In Wagstaff, a plaintiff brought an illegal exaction claim when the Department of Education offset her tax refunds and garnished her wages to recover her student-loan debt after the plaintiff had failed to make payments toward that debt. The agency’s determination to offset the plaintiff’s tax refunds and garnish her wages was made on August 26, 2004. The plaintiff sued for an illegal exaction more than six years after that date. The plaintiff argued that her claim was timely under the continuing claims doctrine because the agency continued to offset her tax refunds and garnish her wages within six years of filing suit, and each separate tax-refund offset and wage garnishment constituted a new, distinct claim. Her argument that the continuing claims doctrine rendered her complaint timely was rejected because “the alleged illegal exaction accrued when the events that fixed [the p]laintiff’s liability occurred, i.e., when the Department of Education made its respective final determinations.” Id. at 112. It was the date by which the last of those determinations was made that established the accrual date of the claim, even though the determinations had continuing effects through multiple offsets and garnishments extending to within six years of the filing of the complaint. Each adverse event flowed from the initial determinations and did not have its own “associated damages.” Chief Judge Solomson’s decision in Jordan is to similar effect, 158 Fed. Cl. at 455-56, as is Judge Davis’s holding in Adera, 155 Fed. Cl. at 558, which the Federal Circuit affirmed.
These decisions govern the outcome here. Mr. Ahmed consented to an order, entered on August 14, 2015, requiring him to pay civil penalties. 4 Mr. Ahmed did not appeal the order and began making payments toward his civil penalties soon thereafter. Although he has made some payments within six years of the date of the amended complaint, each payment is a byproduct of the settlement agreement. The settlement agreement sets forth the entire civil penalty levied against Mr. Ahmed. Therefore, the event that fixed his liability occurred when the settlement agreement was entered.
The amended complaint itself alleges only one wrong by the government:
The SEC exacted a payment of $900,000 from Mr. Ahmed’s company Success Trade Securities, Inc. through its order in Ahmed. Pursuant to the SEC’s order, Mr. Ahmed liquidated Success Trade Securities, Inc. and paid $900,000 from the proceeds of the company’s assets towards the disgorgement amount he and his companies jointly and severally owed to the SEC. As the sole owner of now- liquidated Success Trade Securities, Inc., Mr. Ahmed is the successor to that
4 Because Mr. Ahmed’s claim is untimely, the defendant’s argument that Mr. Ahmed waived his right to bring any claim when he settled with the SEC is not addressed.

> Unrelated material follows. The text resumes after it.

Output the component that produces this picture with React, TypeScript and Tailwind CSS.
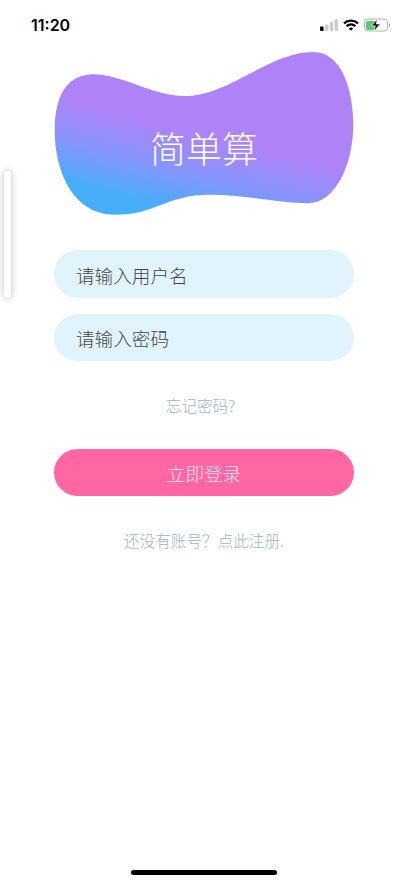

27 company. The SEC also exacted payments of $18,236.32 from Mr. Ahmed through its order in Ahmed.
(ECF 12 at ¶¶ 59-60.)
A claim that alleges a single allegation of wrongdoing is, on its face, not susceptible to being broken down into a series of distinct and independent wrongs. The plaintiffs allege that the order against Mr. Ahmed, not the individual payments, was the wrongdoing, an act in contravention of the Seventh Amendment, to trigger the illegally exacted payments. These separate, successive payments may quantify the damages Mr. Ahmed suffered, but each payment was “not [an] independently accruing violation[] of any statutes or regulations . . . .” Brown Park Estates–Fairfield Dev. Co., 127 F.3d at 1456. Instead, the plaintiffs allege but a single event with continuing adverse effects; the continuing claims doctrine is inapplicable in such a case. Ariadne Fin. Servs., 133 F.3d at 879.

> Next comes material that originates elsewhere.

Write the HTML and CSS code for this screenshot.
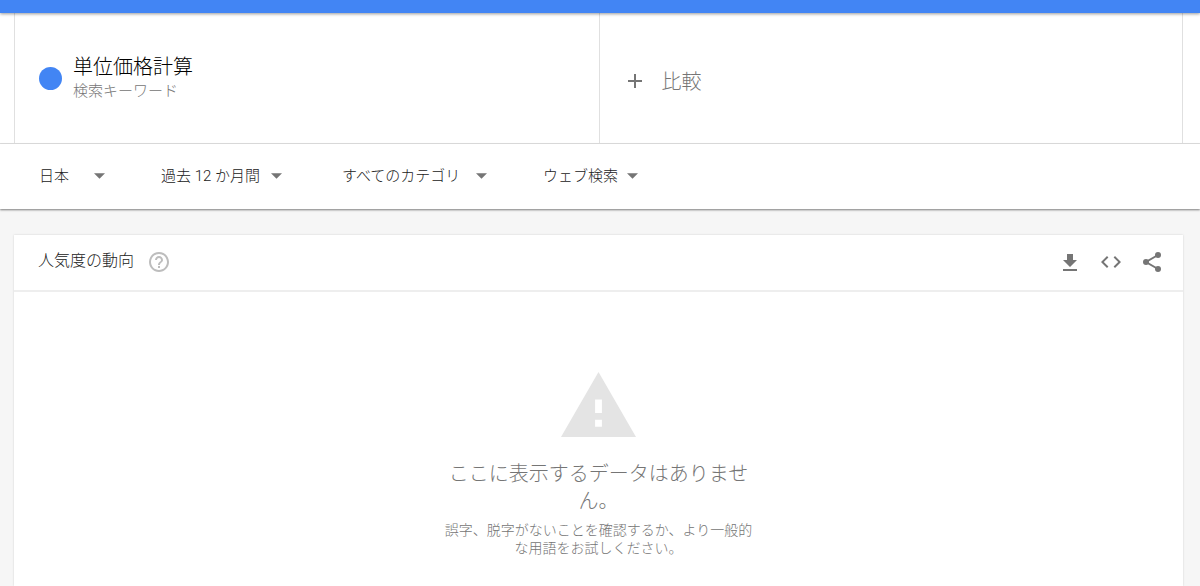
FILE: index.html
```html
<!DOCTYPE html>
<html lang="ja">
<head>
    <meta charset="UTF-8">
    <meta name="viewport" content="width=device-width, initial-scale=1.0">
    <title>単位価格計算 - 調べる</title>
    <link rel="stylesheet" href="styles.css">
</head>
<body>
    <header class="top-bar"></header>

    <section class="terms">
        <div class="term">
            <span class="dot"></span>
            <div>
                <h1 class="term-name">単位価格計算</h1>
                <p class="term-type">検索キーワード</p>
            </div>
        </div>
        <button type="button" class="term compare">
            <svg class="icon" viewBox="0 0 24 24"><path d="M19 13h-6v6h-2v-6H5v-2h6V5h2v6h6v2z"/></svg>
            <span>比較</span>
        </button>
    </section>

    <form class="filters">
        <select class="filter region" aria-label="地域">
            <option>日本</option>
        </select>
        <select class="filter period" aria-label="期間">
            <option>過去 12 か月間</option>
        </select>
        <select class="filter category" aria-label="カテゴリ">
            <option>すべてのカテゴリ</option>
        </select>
        <select class="filter source" aria-label="検索の種類">
            <option>ウェブ検索</option>
        </select>
    </form>

    <main>
        <section class="card">
            <div class="card-header">
                <h2 class="card-title">人気度の動向</h2>
                <button type="button" class="icon-button help" aria-label="ヘルプ">
                    <svg class="icon" viewBox="0 0 24 24"><path d="M11 18h2v-2h-2v2zm1-16C6.480 2 2 6.480 2 12s4.480 10 10 10 10-4.480 10-10S17.520 2 12 2zm0 18c-4.410 0-8-3.590-8-8s3.590-8 8-8 8 3.590 8 8-3.590 8-8 8zm0-14c-2.210 0-4 1.790-4 4h2c0-1.100.900-2 2-2s2 .900 2 2c0 2-3 1.750-3 5h2c0-2.250 3-2.500 3-5 0-2.210-1.790-4-4-4z"/></svg>
                </button>
                <div class="actions">
                    <button type="button" class="icon-button" aria-label="ダウンロード">
                        <svg class="icon" viewBox="0 0 24 24"><path d="M19 10h-4V4H9v6H5l7 7 7-7zM5 19v2h14v-2H5z"/></svg>
                    </button>
                    <button type="button" class="icon-button" aria-label="埋め込み">
                        <svg class="icon" viewBox="0 0 24 24"><path d="M9.400 16.600L4.800 12l4.600-4.600L8 6l-6 6 6 6 1.400-1.400zm5.200 0l4.600-4.600-4.600-4.600L16 6l6 6-6 6-1.400-1.400z"/></svg>
                    </button>
                    <button type="button" class="icon-button" aria-label="共有">
                        <svg class="icon" viewBox="0 0 24 24">
                            <path d="M18 5L6 12l12 7" fill="none" stroke="currentColor" stroke-width="2"/>
                            <circle cx="18" cy="5" r="3"/>
                            <circle cx="6" cy="12" r="3"/>
                            <circle cx="18" cy="19" r="3"/>
                        </svg>
                    </button>
                </div>
            </div>
            <div class="empty">
                <svg class="warning" viewBox="0 0 22 19"><path d="M0 19h22L11 0 0 19zm12-3h-2v-2h2v2zm0-4h-2V8h2v4z"/></svg>
                <p class="empty-title">ここに表示するデータはありません。</p>
                <p class="empty-text">誤字、脱字がないことを確認するか、より一般的な用語をお試しください。</p>
            </div>
        </section>
    </main>
</body>
</html>
```
FILE: styles.css
```css
* {
    box-sizing: border-box;
}

body {
    display: flex;
    flex-direction: column;
    min-height: 100vh;
    margin: 0;
    background-color: #f6f6f6;
    color: #212121;
    font-family: Roboto, "Noto Sans CJK JP", sans-serif;
    font-weight: 300;
}

h1, h2, p {
    margin: 0;
    font-weight: 300;
}

button, select {
    border: none;
    background: none;
    font: inherit;
    cursor: pointer;
}

.icon {
    display: block;
    width: 24px;
    height: 24px;
    fill: currentColor;
}

.top-bar {
    position: relative;
    height: 13px;
    background-color: #4285f4;
    box-shadow: 0 1px 3px rgba(0, 0, 0, 0.4);
}

/* search terms */
.terms {
    display: grid;
    grid-template-columns: 1fr 1fr;
    padding: 0 17px 0 14px;
    background-color: #fff;
    border-bottom: 1px solid #e0e0e0;
}

.term {
    display: flex;
    align-items: center;
    height: 130px;
    padding: 0 24px;
    border-left: 1px solid #e0e0e0;
}

.dot {
    width: 23px;
    height: 23px;
    margin-right: 11px;
    border-radius: 50%;
    background-color: #4285f4;
}

.term-name {
    color: #000;
    font-size: 20px;
    line-height: 26px;
}

.term-type {
    color: #757575;
    font-size: 15px;
    line-height: 22px;
}

.compare {
    gap: 15px;
    padding: 5px 24px 0 23px;
    border-right: 1px solid #e0e0e0;
    color: #757575;
    font-size: 20px;
}

/* filters */
.filters {
    display: flex;
    align-items: center;
    gap: 56px;
    height: 65px;
    padding: 0 39px 2px;
    background-color: #fff;
    box-shadow: 0 1px 2px rgba(0, 0, 0, 0.5);
}

.filter {
    height: 32px;
    padding: 0;
    appearance: none;
    color: #212121;
    font-size: 15px;
    background: url("data:image/svg+xml,%3Csvg xmlns='http://www.w3.org/2000/svg' viewBox='0 0 10 5'%3E%3Cpath fill='%23757575' d='M0 0h10L5 5z'/%3E%3C/svg%3E") no-repeat right center / 11px 6px;
}

.region {
    width: 66px;
}

.period {
    width: 121px;
    margin-right: 4px;
}

.category {
    width: 145px;
}

.source {
    width: 95px;
}

/* trend card */
main {
    display: flex;
    flex-grow: 1;
    padding: 26px 17px 0 14px;
}

.card {
    flex-grow: 1;
    background-color: #fff;
    box-shadow: 0 0 2px rgba(0, 0, 0, 0.15);
}

.card-header {
    display: flex;
    align-items: center;
    height: 57px;
    padding: 0 19px 2px 24px;
    border-bottom: 2px solid #eee;
}

.card-title {
    font-size: 16px;
    line-height: 24px;
    padding-bottom: 2px;
}

.icon-button {
    padding: 0;
    color: #757575;
}

.help {
    margin-left: 13px;
    color: #bdbdbd;
}

.actions {
    display: flex;
    gap: 17px;
    margin-left: auto;
}

.empty {
    width: 314px;
    margin: 0 auto;
    padding-top: 80px;
    color: #757575;
    text-align: center;
}

.warning {
    display: block;
    width: 75px;
    height: 65px;
    margin: 0 auto 24px;
    fill: #e4e4e4;
}

.empty-title {
    margin-bottom: 6px;
    font-size: 20px;
    line-height: 27px;
}

.empty-text {
    font-size: 14px;
    line-height: 18px;
}
```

Because the continuing claims doctrine is inapplicable on the facts, as alleged, Mr. Ahmed’s claim ripened upon the first payment to the government. At that point, the plaintiff alleges he had paid money to the government and that payment was made pursuant to an order that was issued by the SEC in contravention of the Seventh Amendment. See Aerolineas Argentinas, 77 F.3d at 1572-73. Because Mr. Ahmed’s first payment was made more than six years before his complaint was filed, the statute of limitations has run, and his claim is untimely.
VI. CONCLUSION
Jarkesy did not constitute an intervening change in the law. As a result, the accrual suspension rule does not apply, and the plaintiffs’ claims accrued when the SEC issued its final civil penalty orders, and the plaintiffs made their initial payments. Likewise, the Federal Circuit’s decision in Ninestar did not preclude the plaintiffs from bringing the claims before the decision in Jarkesy. While Mr. Ahmed paid part of his penalty within six years of the date this case was filed, the continuing claims doctrine does not apply to him, because he is challenging the SEC’s final order, whose terms he knew when it was entered and he made his initial payment.
All the plaintiffs’ claims fall outside the six-year limitations period, and the complaint must be dismissed under RCFC 12(b)(1) and 12(h)(3). The defendant’s motion to dismiss is granted. A separate order directing the entry of judgment will be filed separately.